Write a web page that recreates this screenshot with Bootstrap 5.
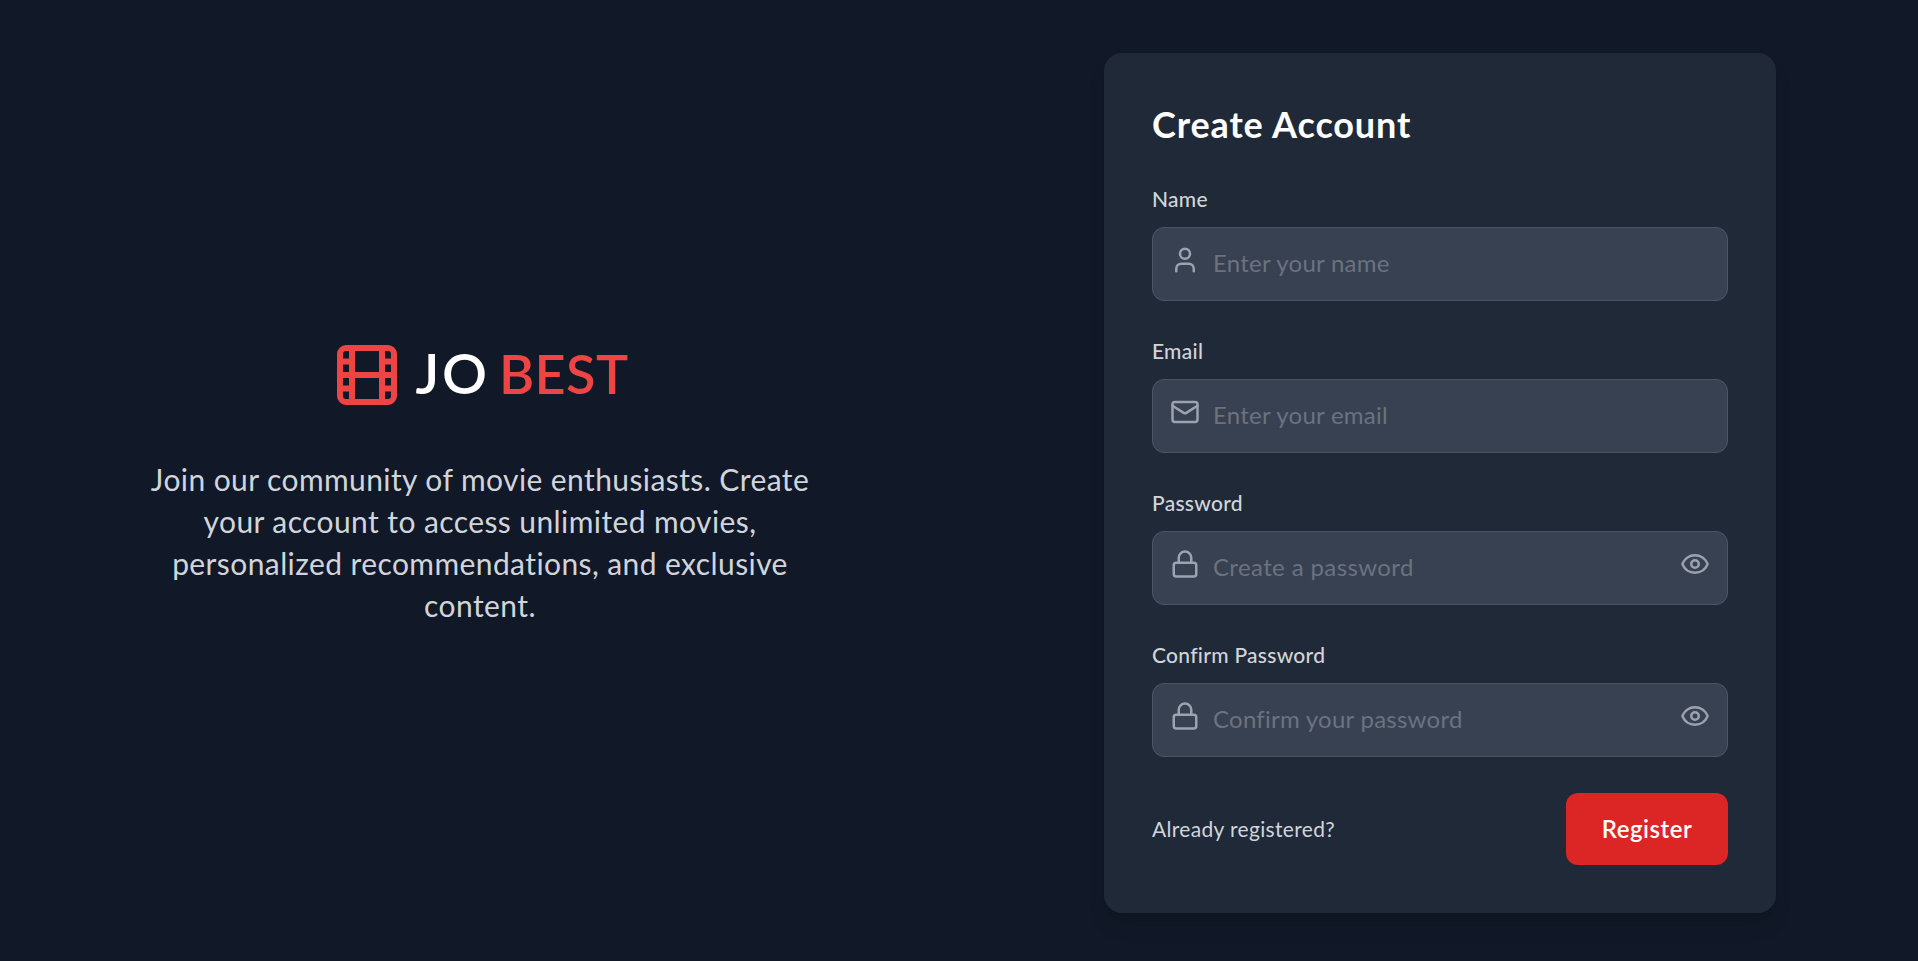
<!DOCTYPE html>
<html lang="en">
<head>
<meta charset="utf-8">
<meta name="viewport" content="width=device-width, initial-scale=1">
<title>Create Account</title>
<link href="https://cdn.jsdelivr.net/npm/bootstrap@5.3.0/dist/css/bootstrap.min.css" rel="stylesheet">
<style>
body { background: #111827; color: #fff; font-family: Lato, "Open Sans", sans-serif; overflow: hidden; }
.page-wrap { height: 961px; padding-top: 53px; }
.half { width: 959.5px; }
.intro { width: 672px; height: 860px; margin-left: 144px; }
.brand { gap: 12px; height: 72px; margin-bottom: 47px; }
.brand-name { font-size: 54px; font-weight: 600; line-height: 60px; padding-bottom: 3px; }
.brand-jo { font-size: 56px; letter-spacing: 2.6px; margin-right: 9.4px; }
.brand-best { color: #ef4444; letter-spacing: .4px; }
.film { color: #ef4444; }
.tagline { font-size: 30px; line-height: 42px; color: #d1d5db; letter-spacing: .41px; padding-bottom: 1px; white-space: nowrap; }
.panel { width: 672px; height: 860px; margin-left: 144.5px; padding: 48px; border-radius: 18px; background: #1f2937;
  box-shadow: 0 15px 22.5px -4.5px rgba(0,0,0,.1), 0 6px 9px -6px rgba(0,0,0,.1); }
.panel-title { font-size: 36px; font-weight: 700; line-height: 46px; padding-bottom: 2px; margin-bottom: 36px; letter-spacing: .88px; }
.field { margin-bottom: 36px; }
.field-label { display: block; font-size: 21px; line-height: 28px; padding-bottom: 2px; margin-bottom: 12px; font-weight: 500; color: #d1d5db; letter-spacing: .28px; }
.field-input.form-control { height: 74px; padding: 16px 60px 20px; border: 1px solid #4b5563; border-radius: 12px; background: #374151; color: #fff; font-size: 24px; line-height: 36px; letter-spacing: .25px; }
.field-input.form-control::placeholder { color: #6b7280; opacity: 1; }
.wide-track.form-control { letter-spacing: .38px; }
.ico { fill: none; stroke: currentColor; stroke-width: 2; stroke-linecap: round; stroke-linejoin: round; display: block; flex: none; }
.ico-lead, .ico-eye { position: absolute; top: 18px; width: 30px; height: 30px; padding: 0; border: 0; background: none; color: #9ca3af; }
.ico-lead { left: 18px; }
.ico-eye { right: 18px; }
.actions { height: 72px; }
.login-link { font-size: 21px; line-height: 30px; color: #d1d5db; letter-spacing: .33px; }
.submit.btn { width: 162px; height: 72px; border: 0; border-radius: 12px; padding: 0; background: #dc2626; color: #fff; font-size: 24px; font-weight: 600; letter-spacing: .5px; }
</style>
</head>
<body>
<main class="page-wrap d-flex align-items-start">
  <section class="half flex-shrink-0">
    <div class="intro d-flex flex-column justify-content-center text-center">
      <div class="brand d-flex align-items-center justify-content-center">
        <svg class="ico film" width="72" height="72" viewBox="0 0 24 24"><rect x="3" y="3" width="18" height="18" rx="2"/><path d="M7 3v18M3 7.5h4M3 12h18M3 16.5h4M17 3v18M17 7.5h4M17 16.5h4"/></svg>
        <div class="brand-name d-flex align-items-baseline"><span class="brand-jo">JO</span><span class="brand-best">BEST</span></div>
      </div>
      <p class="tagline mb-0">Join our community of movie enthusiasts. Create<br>your account to access unlimited movies,<br>personalized recommendations, and exclusive<br>content.</p>
    </div>
  </section>
  <section class="half flex-shrink-0">
    <form class="panel" onsubmit="return false">
      <h1 class="panel-title mt-0">Create Account</h1>
      <div class="field">
        <label class="field-label" for="name">Name</label>
        <div class="position-relative">
          <input class="form-control field-input" id="name" type="text" placeholder="Enter your name">
          <svg class="ico ico-lead" viewBox="0 0 24 24"><path d="M19 21v-2a4 4 0 0 0-4-4H9a4 4 0 0 0-4 4v2"/><circle cx="12" cy="7" r="4"/></svg>
        </div>
      </div>
      <div class="field">
        <label class="field-label" for="email">Email</label>
        <div class="position-relative">
          <input class="form-control field-input" id="email" type="email" placeholder="Enter your email">
          <svg class="ico ico-lead" viewBox="0 0 24 24"><rect x="2" y="4" width="20" height="16" rx="2"/><path d="m22 7-8.97 5.7a1.94 1.94 0 0 1-2.06 0L2 7"/></svg>
        </div>
      </div>
      <div class="field">
        <label class="field-label" for="password">Password</label>
        <div class="position-relative">
          <input class="form-control field-input wide-track" id="password" type="password" placeholder="Create a password">
          <svg class="ico ico-lead" viewBox="0 0 24 24"><rect x="3" y="11" width="18" height="11" rx="2"/><path d="M7 11V7a5 5 0 0 1 10 0v4"/></svg>
          <button class="ico-eye" type="button" aria-label="Show password"><svg class="ico" width="30" height="30" viewBox="0 0 24 24"><path d="M2.062 12.348a1 1 0 0 1 0-.696 10.75 10.75 0 0 1 19.876 0 1 1 0 0 1 0 .696 10.75 10.75 0 0 1-19.876 0"/><circle cx="12" cy="12" r="3"/></svg></button>
        </div>
      </div>
      <div class="field">
        <label class="field-label" for="confirm">Confirm Password</label>
        <div class="position-relative">
          <input class="form-control field-input" id="confirm" type="password" placeholder="Confirm your password">
          <svg class="ico ico-lead" viewBox="0 0 24 24"><rect x="3" y="11" width="18" height="11" rx="2"/><path d="M7 11V7a5 5 0 0 1 10 0v4"/></svg>
          <button class="ico-eye" type="button" aria-label="Show password"><svg class="ico" width="30" height="30" viewBox="0 0 24 24"><path d="M2.062 12.348a1 1 0 0 1 0-.696 10.75 10.75 0 0 1 19.876 0 1 1 0 0 1 0 .696 10.75 10.75 0 0 1-19.876 0"/><circle cx="12" cy="12" r="3"/></svg></button>
        </div>
      </div>
      <div class="actions d-flex align-items-center justify-content-between">
        <a class="login-link text-decoration-none" href="#">Already registered?</a>
        <button class="btn submit" type="submit">Register</button>
      </div>
    </form>
  </section>
</main>
<script src="https://cdn.jsdelivr.net/npm/bootstrap@5.3.0/dist/js/bootstrap.bundle.min.js"></script>
</body>
</html>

- - -

# BRIEF
Repeat the listing in full and exactly. Leave any pictures out.

# EXPECTED ANSWER
Write a web page that recreates this screenshot with Bootstrap 5.
<!DOCTYPE html>
<html lang="en">
<head>
<meta charset="utf-8">
<meta name="viewport" content="width=device-width, initial-scale=1">
<title>Create Account</title>
<link href="https://cdn.jsdelivr.net/npm/bootstrap@5.3.0/dist/css/bootstrap.min.css" rel="stylesheet">
<style>
body { background: #111827; color: #fff; font-family: Lato, "Open Sans", sans-serif; overflow: hidden; }
.page-wrap { height: 961px; padding-top: 53px; }
.half { width: 959.5px; }
.intro { width: 672px; height: 860px; margin-left: 144px; }
.brand { gap: 12px; height: 72px; margin-bottom: 47px; }
.brand-name { font-size: 54px; font-weight: 600; line-height: 60px; padding-bottom: 3px; }
.brand-jo { font-size: 56px; letter-spacing: 2.6px; margin-right: 9.4px; }
.brand-best { color: #ef4444; letter-spacing: .4px; }
.film { color: #ef4444; }
.tagline { font-size: 30px; line-height: 42px; color: #d1d5db; letter-spacing: .41px; padding-bottom: 1px; white-space: nowrap; }
.panel { width: 672px; height: 860px; margin-left: 144.5px; padding: 48px; border-radius: 18px; background: #1f2937;
  box-shadow: 0 15px 22.5px -4.5px rgba(0,0,0,.1), 0 6px 9px -6px rgba(0,0,0,.1); }
.panel-title { font-size: 36px; font-weight: 700; line-height: 46px; padding-bottom: 2px; margin-bottom: 36px; letter-spacing: .88px; }
.field { margin-bottom: 36px; }
.field-label { display: block; font-size: 21px; line-height: 28px; padding-bottom: 2px; margin-bottom: 12px; font-weight: 500; color: #d1d5db; letter-spacing: .28px; }
.field-input.form-control { height: 74px; padding: 16px 60px 20px; border: 1px solid #4b5563; border-radius: 12px; background: #374151; color: #fff; font-size: 24px; line-height: 36px; letter-spacing: .25px; }
.field-input.form-control::placeholder { color: #6b7280; opacity: 1; }
.wide-track.form-control { letter-spacing: .38px; }
.ico { fill: none; stroke: currentColor; stroke-width: 2; stroke-linecap: round; stroke-linejoin: round; display: block; flex: none; }
.ico-lead, .ico-eye { position: absolute; top: 18px; width: 30px; height: 30px; padding: 0; border: 0; background: none; color: #9ca3af; }
.ico-lead { left: 18px; }
.ico-eye { right: 18px; }
.actions { height: 72px; }
.login-link { font-size: 21px; line-height: 30px; color: #d1d5db; letter-spacing: .33px; }
.submit.btn { width: 162px; height: 72px; border: 0; border-radius: 12px; padding: 0; background: #dc2626; color: #fff; font-size: 24px; font-weight: 600; letter-spacing: .5px; }
</style>
</head>
<body>
<main class="page-wrap d-flex align-items-start">
  <section class="half flex-shrink-0">
    <div class="intro d-flex flex-column justify-content-center text-center">
      <div class="brand d-flex align-items-center justify-content-center">
        <svg class="ico film" width="72" height="72" viewBox="0 0 24 24"><rect x="3" y="3" width="18" height="18" rx="2"/><path d="M7 3v18M3 7.5h4M3 12h18M3 16.5h4M17 3v18M17 7.5h4M17 16.5h4"/></svg>
        <div class="brand-name d-flex align-items-baseline"><span class="brand-jo">JO</span><span class="brand-best">BEST</span></div>
      </div>
      <p class="tagline mb-0">Join our community of movie enthusiasts. Create<br>your account to access unlimited movies,<br>personalized recommendations, and exclusive<br>content.</p>
    </div>
  </section>
  <section class="half flex-shrink-0">
    <form class="panel" onsubmit="return false">
      <h1 class="panel-title mt-0">Create Account</h1>
      <div class="field">
        <label class="field-label" for="name">Name</label>
        <div class="position-relative">
          <input class="form-control field-input" id="name" type="text" placeholder="Enter your name">
          <svg class="ico ico-lead" viewBox="0 0 24 24"><path d="M19 21v-2a4 4 0 0 0-4-4H9a4 4 0 0 0-4 4v2"/><circle cx="12" cy="7" r="4"/></svg>
        </div>
      </div>
      <div class="field">
        <label class="field-label" for="email">Email</label>
        <div class="position-relative">
          <input class="form-control field-input" id="email" type="email" placeholder="Enter your email">
          <svg class="ico ico-lead" viewBox="0 0 24 24"><rect x="2" y="4" width="20" height="16" rx="2"/><path d="m22 7-8.97 5.7a1.94 1.94 0 0 1-2.06 0L2 7"/></svg>
        </div>
      </div>
      <div class="field">
        <label class="field-label" for="password">Password</label>
        <div class="position-relative">
          <input class="form-control field-input wide-track" id="password" type="password" placeholder="Create a password">
          <svg class="ico ico-lead" viewBox="0 0 24 24"><rect x="3" y="11" width="18" height="11" rx="2"/><path d="M7 11V7a5 5 0 0 1 10 0v4"/></svg>
          <button class="ico-eye" type="button" aria-label="Show password"><svg class="ico" width="30" height="30" viewBox="0 0 24 24"><path d="M2.062 12.348a1 1 0 0 1 0-.696 10.75 10.75 0 0 1 19.876 0 1 1 0 0 1 0 .696 10.75 10.75 0 0 1-19.876 0"/><circle cx="12" cy="12" r="3"/></svg></button>
        </div>
      </div>
      <div class="field">
        <label class="field-label" for="confirm">Confirm Password</label>
        <div class="position-relative">
          <input class="form-control field-input" id="confirm" type="password" placeholder="Confirm your password">
          <svg class="ico ico-lead" viewBox="0 0 24 24"><rect x="3" y="11" width="18" height="11" rx="2"/><path d="M7 11V7a5 5 0 0 1 10 0v4"/></svg>
          <button class="ico-eye" type="button" aria-label="Show password"><svg class="ico" width="30" height="30" viewBox="0 0 24 24"><path d="M2.062 12.348a1 1 0 0 1 0-.696 10.75 10.75 0 0 1 19.876 0 1 1 0 0 1 0 .696 10.75 10.75 0 0 1-19.876 0"/><circle cx="12" cy="12" r="3"/></svg></button>
        </div>
      </div>
      <div class="actions d-flex align-items-center justify-content-between">
        <a class="login-link text-decoration-none" href="#">Already registered?</a>
        <button class="btn submit" type="submit">Register</button>
      </div>
    </form>
  </section>
</main>
<script src="https://cdn.jsdelivr.net/npm/bootstrap@5.3.0/dist/js/bootstrap.bundle.min.js"></script>
</body>
</html>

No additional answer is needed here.